The center of the garden is standard patio tables and chairs, but around the edges are open-sided cargo trailers converted into rooms and furnished and decorated uniquely, each with its own style. For example, there’s the antique room, the Zen room, and the Crazy Plant Lady room. We saw reserved signs on several for later that night, so I can imagine the place jumping. Glad we had it to ourselves.

HipCamp Keeps Hipping

What else have we been up to?

  • stocking up on beer and coffee beans (staples!),
  • teaching Banjo to avoid cacti and snakes on hikes,
  • frying up soft-shelled crabs,
  • cooking boiled peanuts in the instant pot, and
  • visiting a pick-your-own strawberry farm.

This farm is on the land right next to where we’re camped, but we hurried through it because I had to pee! We chose rows of smaller, less-gorgeous berries that taste much sweeter than the plentiful large ones they sell wholesale, and we grabbed enough for me to try making a pie tomorrow. I have one lone pie crust in the freezer from lord-only-knows when (at least I can say it wasn’t before March when we moved into the trailer). I’ll report back on the pie.

We’ve also been prepping the trailer for the work it’ll undergo in a few weeks. We need to clear out the generous storage area under the couch so the solar installer can put new lithium batteries in there, so I’ve been finding room elsewhere in the trailer for the canned goods and bathroom/medicine cabinet stuff that’s been stored under there. We packed a lot of stuff with us initially, not knowing if the world would end while we were just starting off, and I think we can safely throw some of that stuff away now.

You guys keep on staying safe.

9 thoughts to “A Beer Garden Worth Bending the Rules For”

  1. I love this whole blog! You sound so happy, and that is the best part. The brewery looks super cool, especially the antique room. It reminds me of Beans in the Belfry in Brunswick. Hope your pie turned out well. Ive never made straight strawberry before, only in combo with rhubarb which is particularly hard to find.
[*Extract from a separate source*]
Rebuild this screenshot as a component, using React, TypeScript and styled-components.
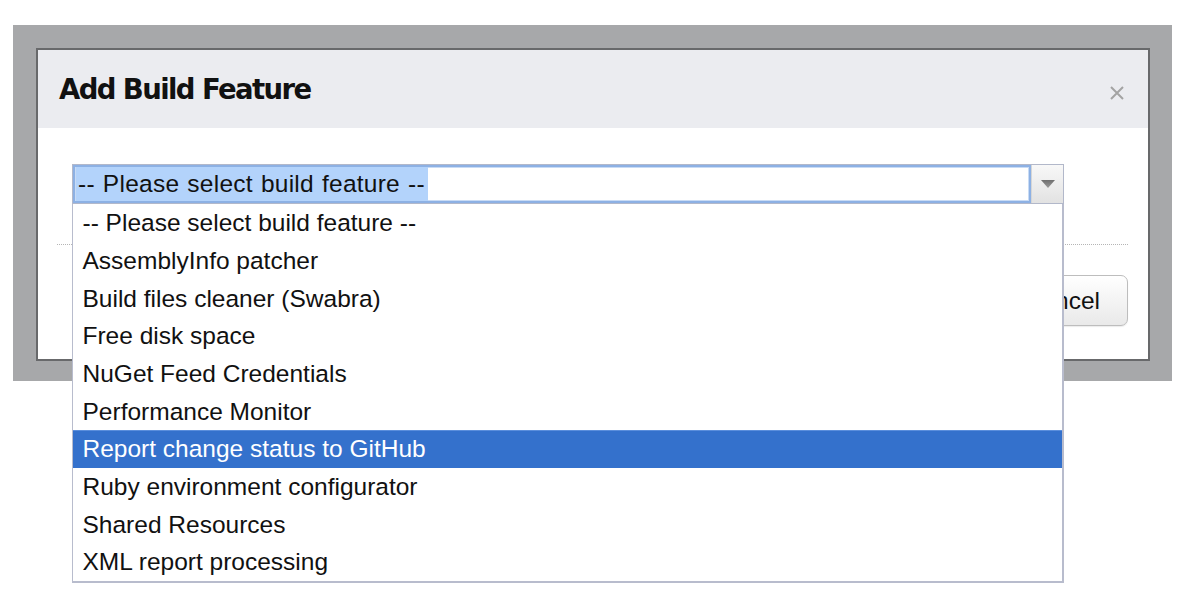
import React from "react";
import styled, { createGlobalStyle } from "styled-components";

const GlobalStyle = createGlobalStyle`
  html, body { margin: 0; padding: 0; background: #ffffff; }
  body { font-family: "Liberation Sans", Arial, sans-serif; color: #111; }
`;

const Page = styled.div`
  height: 600px;
  box-sizing: border-box;
  padding: 25px 28px 0 13px;
`;

const Backdrop = styled.div`
  width: 1159px;
  box-sizing: border-box;
  background: #a7a8aa;
  padding: 23px 22px 20px 23px;
`;

const Dialog = styled.div`
  border: 2px solid #68696b;
  background: #ffffff;
  display: flex;
  flex-direction: column;
`;

const Header = styled.div`
  height: 78px;
  background: #ebecf0;
  display: flex;
  align-items: center;
  justify-content: space-between;
  padding: 0 23px 0 21px;
`;

const Title = styled.h1`
  margin: 0;
  font-family: "DejaVu Sans", "Liberation Sans", sans-serif;
  font-weight: bold;
  font-size: 27.5px;
  letter-spacing: -1.6px;
  color: #111;
`;

const Close = styled.button`
  border: 0;
  background: none;
  padding: 0;
  width: 16px;
  height: 16px;
  margin-top: 8px;
  display: flex;
  cursor: pointer;
`;

const Body = styled.div`
  padding: 36px 0 0 34px;
`;

const SelectWrap = styled.div`
  position: relative;
  width: 992px;
  height: 40px;
  box-sizing: border-box;
  border: 1px solid #b2b8ca;
  display: flex;
`;

const Input = styled.div`
  flex: 1;
  box-sizing: border-box;
  border: 2px solid #8db1e4;
  box-shadow: inset 0 0 0 1px #c8dbf5;
  display: flex;
  align-items: center;
  padding-left: 1px;
  font-size: 24.5px;
`;

const Selected = styled.span`
  background: #b3d3fb;
  padding: 3px 3px 3px 2px;
  line-height: 28px;
  letter-spacing: 0.25px;
  word-spacing: 1px;
`;

const ArrowButton = styled.div`
  width: 31px;
  background: linear-gradient(#f8f8f8, #e2e2e2);
  border-left: 1px solid #d6d6d6;
  display: flex;
  align-items: center;
  justify-content: center;
`;

const Dropdown = styled.ul`
  position: absolute;
  left: -1px;
  top: 39px;
  width: 992px;
  box-sizing: border-box;
  margin: 0;
  padding: 0;
  list-style: none;
  background: #ffffff;
  border: 2px solid #b8bccd;
  border-top: 0;
  border-left-width: 1.5px;
  z-index: 10;
`;

const Item = styled.li<{ $active?: boolean }>`
  height: 37.67px;
  box-sizing: border-box;
  display: flex;
  align-items: center;
  padding-left: 9.5px;
  font-size: 24.5px;
  color: ${(p) => (p.$active ? "#ffffff" : "#111")};
  background: ${(p) => (p.$active ? "#3471cc" : "transparent")};
  border-top: 1px solid ${(p) => (p.$active ? "#5a8edc" : "transparent")};
`;

const Separator = styled.div`
  margin: 40px 20px 0 19px;
  border-top: 1px dotted #b5b5b5;
`;

const Buttons = styled.div`
  display: flex;
  justify-content: flex-end;
  gap: 12px;
  padding: 30px 20px 33px 0;
`;

const Button = styled.button`
  height: 51px;
  box-sizing: border-box;
  padding: 0 27px;
  border: 1px solid #bdbdbd;
  border-radius: 7px;
  background: linear-gradient(#ffffff, #e9e9e9);
  font-family: "Liberation Sans", Arial, sans-serif;
  font-size: 24.5px;
  color: #111;
  box-shadow: 0 1px 1px rgba(0, 0, 0, 0.08);
`;

const options = [
  "-- Please select build feature --",
  "AssemblyInfo patcher",
  "Build files cleaner (Swabra)",
  "Free disk space",
  "NuGet Feed Credentials",
  "Performance Monitor",
  "Report change status to GitHub",
  "Ruby environment configurator",
  "Shared Resources",
  "XML report processing",
];

export default function App() {
  return (
    <>
      <GlobalStyle />
      <Page>
        <Backdrop>
          <Dialog>
            <Header>
              <Title>Add Build Feature</Title>
              <Close aria-label="Close">
                <svg width="16" height="16" viewBox="0 0 16 16">
                  <path d="M2 2 L14 14 M14 2 L2 14" stroke="#a3a3a3" strokeWidth="2" />
                </svg>
              </Close>
            </Header>
            <Body>
              <SelectWrap>
                <Input>
                  <Selected>-- Please select build feature --</Selected>
                </Input>
                <ArrowButton>
                  <svg width="16" height="10" viewBox="0 0 16 10">
                    <defs>
                      <linearGradient id="tri" x1="0" y1="0" x2="0" y2="1">
                        <stop offset="0" stopColor="#6f6f6f" />
                        <stop offset="1" stopColor="#9a9a9a" />
                      </linearGradient>
                    </defs>
                    <path d="M1 1 L15 1 L8 9 Z" fill="url(#tri)" />
                  </svg>
                </ArrowButton>
                <Dropdown>
                  {options.map((o, i) => (
                    <Item key={o} $active={i === 6}>
                      {o}
                    </Item>
                  ))}
                </Dropdown>
              </SelectWrap>
            </Body>
            <Separator />
            <Buttons>
              <Button>Save</Button>
              <Button>Cancel</Button>
            </Buttons>
          </Dialog>
        </Backdrop>
      </Page>
    </>
  );
}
    1. I would love some rubarb for this! And yeah, Beans is a lot like this place – I’d forgotten that. Thanks!

      1. Ive seen what looks like wild rhubarb growing here, but I havent taken a chance on it. Living in Maine, we always had some growing in the back yard.

        1. I used to get it through the CSA Victoria connected me to … I think that was in Shepherdstown. So there must be some close too you.

  2. Rhubarb and strawberry pie is the best, it’s odd how such different flavours combine to be better than either on its own! Well at least in the case of rhubarb, it’s hard to beat a fully ripe strawberry picked right off the plant. If you were closer you could have some of our rhubarb.

    1. I’m probably closer to Jess and her rhubarb! The plain strawberries turned out well, though. We’ll have to eat rhubarb together.

      1. I’m pretty confident Jess’s rhubarb is under a 20cm of snow by now 😄 It does like cold winters though, my mum’s is crazy prolific whereas here in (now) frostless Auckland it’s not as much. Both the strawberries and rhubarb are in full flight at the moment though, wonder if I could do a pie that used artificial sweetener 🤔

  3. Mmmm, strawberry-rhubarb pie <3
    Years ago I had both growing in my back yard (downtown Frederick) and if the rhubarb was picked regularly so it always had some young stalks, it was possible to harvest edible rhubarb and early-ish strawberries at the same time. Jam! Pie! Put 'em on ice cream! Rhubarb roots deeply, like asparagus, and once it's established you'd be hard pressed to get rid of it. It likes cooler climates, don't know if there's a cultivar that does well in Florida. But strawberries… yum yum yum.